Established in 2006 Hopshackle Brewery produces multi award winning real ales from its brewery in Market Deeping on the Lincolnshire and Cambridgeshire border just North of Peterborough.
We pride ourselves in producing distinctive, high quality beers ranging from the traditional to the radical and innovative. These range from English styles of beer such as bitters, stouts, IPA’s and barley wines. To the “in vogue “beers inspired from the “New Worlds “of the USA, Australia and New Zealand.
Every part of the brewing process is carried out “ in house “ from sourcing the best quality ingredients, right through to putting the caps and labels on the bottles. This gives us complete control over the entire process.
The original brewery equipment was made in the engineering shop at The Charles Wells Eagle Brewery in Bedford circa 1980. After a short time at The Saracens Head in Cambridge, the equipment was moved to Cox’s Yard Pub in Stratford upon Avon. Being made by brewery engineers it was of a traditional English design with all the tweeks and extra features that decades of brewing experience bring. In 2015 the brewing capacity was increased from 140 gallons to 360 gallons by the purchase of a new brewery fabricated at Malrex in Burton on Trent. The new brewery was based on the original brewery design to keep all those important features to maintain the distinctive taste, quality and consistency of the beers.

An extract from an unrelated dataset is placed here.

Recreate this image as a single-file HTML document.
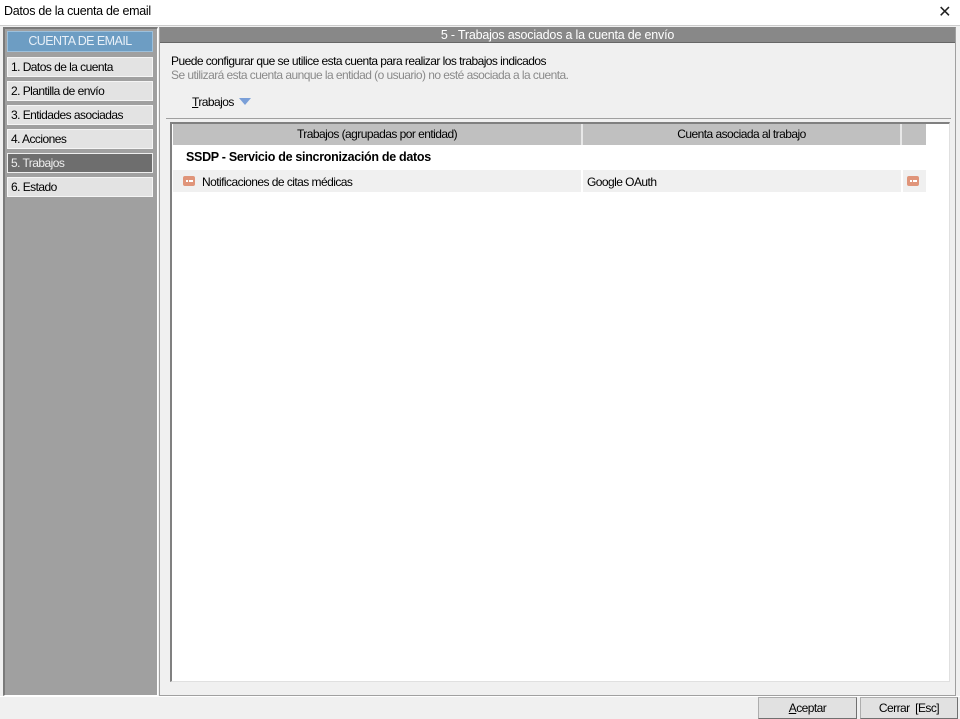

As one of the fore runners of the current craft beer movement, the beers have been praised by the beer writers Jeff Evans, Roger Protz and Des De Moor. With bottles appearing in ‘The Good Bottled Beer Guide’ and ‘300 More Beers to Try Before You Die’ and several brewing and beer related articles.
Distinctive Craft Ales.
Our distinctive, tasty craft ales are now available for you to purchase online in cases of 12 bottles at a time. These all make ideal gifts for celebrating special occasions such as birthdays, Christmas and New Year and also just because it’s the weekend and you can.
Summary Of Brewing
Water is added to the hot liqour tank (HLT) and heated up overnight to the required temperature, this water is now termed brewing liquor. The liquor is then recirculated from the bottom of the tank to the top a number of times to ensure that there are no layers of uneven temperature present.
Liqour from the HLT is then pumped into the mash tun to pre-heat it and after 15 minutes is then run to drain. Additional liqour is then again added to the mash tun until it covers the plates at the bottom and is at a temperature of 75 oC (the strike temperature)
The grain for the beer being made is selected and weighed out according to the recipe and then carefully tipped into the mash tun along with more additional liqour from the HLT. Sufficient liqour is added to produce a stiff “porridge like “mash at 65oC. This is the ideal temperature for the starches in the grain to be converted to sugars by the naturally occurring enzymes in the grain.
The mash is then left for 60 minutes to ensure that all the starches present in the grain are converted into sugars. It is these sugars that the brewing yeast will eventually convert into alcohol during the fermentation process.
The sugary liqour is now termed wort and it is run out of the mash tun into the kettle by gravity. Liqour from the HLT is then used to flush out any sugars held within the grain bed via a sparge arm that spins round above it in the mash tun like a long thin shower head.
Once sufficient wort of the correct gravity (sugar content) has been collected in the kettle, the runoff is stopped and the boil is started.
Once the wort is boiling any hops required for bittering are then added. This is because the “bittering components “are insoluble in the wort and must be boiled vigorously for 60 minutes to extract them.
If hop flavour is required in the beer, then these hops are added in the last 15 minutes or so of the boil. This is because the flavour compounds are volatile and are easily boiled off.
If hop aroma is required then these hops are added in the last 2 minutes of the boil as these are even more volatile than the flavour compounds.
With all the hop additions there is a direct relationship with the amount added and their effect on the bitterness, flavour and aroma of the final beer. That is adding more bittering hops will make the finished beer more bitter etc.
The hot wort is then passed through a hop back, where the hops form a filter bed and remove the hops, large particles of protein and other debris. The hot wort then goes through a heat exchanger (wort chiller), were it passes cold water and its temperature is reduced to around 20oC at the outlet.
The cooled wort is then run into a sanitised fermenting vessel, where the yeast is added and the fermentation begins.
The house strain of yeast used in the majority of beers is the “Whitbread strain B “.
The main fermentation takes between 3-5 days to complete and then the beer is chilled down to 6oC. A small amount of sugar is left in the beer to provide the natural carbonation in the cask courtesy of the yeast. The beer is held at 6oC for a further 2-3 days to allow the majority of the yeast and proteins to settle out and is then put into casks or conditioning tanks for bottling.